Le fragon est également connu sous le nom de « petit houx ». En fait, la ressemblance entre ces deux plantes s’arrête aux « feuilles » coriaces et piquantes – elles le sont seulement au sommet chez le fragon, pas sur les bords – et aux fruits d’un rouge vif. Mais le fragon n’atteint jamais la taille du houx et ne risque pas d’être confondu avec cet arbuste. Ils n’ont d’ailleurs rien en commun d’un point de vue botanique.
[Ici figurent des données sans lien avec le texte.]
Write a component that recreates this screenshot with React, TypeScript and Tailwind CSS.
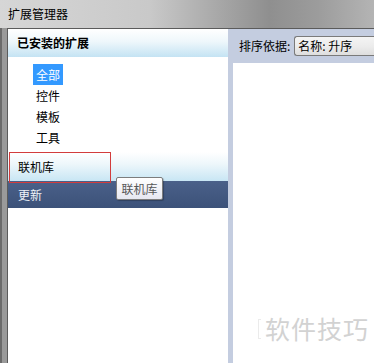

Peut-être avez-vous remarqué les guillemets avec lesquels j’ai entouré le mot « feuilles » dans le paragraphe précédent. C’est que ce n’en sont pas. En effet, ce que l’on prend pour des feuilles persistantes sont, en réalité, des tiges courtes, larges et aplaties, que l’on nomme des cladodes. La preuve en est qu’elles portent en leur milieu de petites fleurs verdâtres et violacées suivies de gros fruits rouges globuleux, ce que ne font jamais de véritables feuilles.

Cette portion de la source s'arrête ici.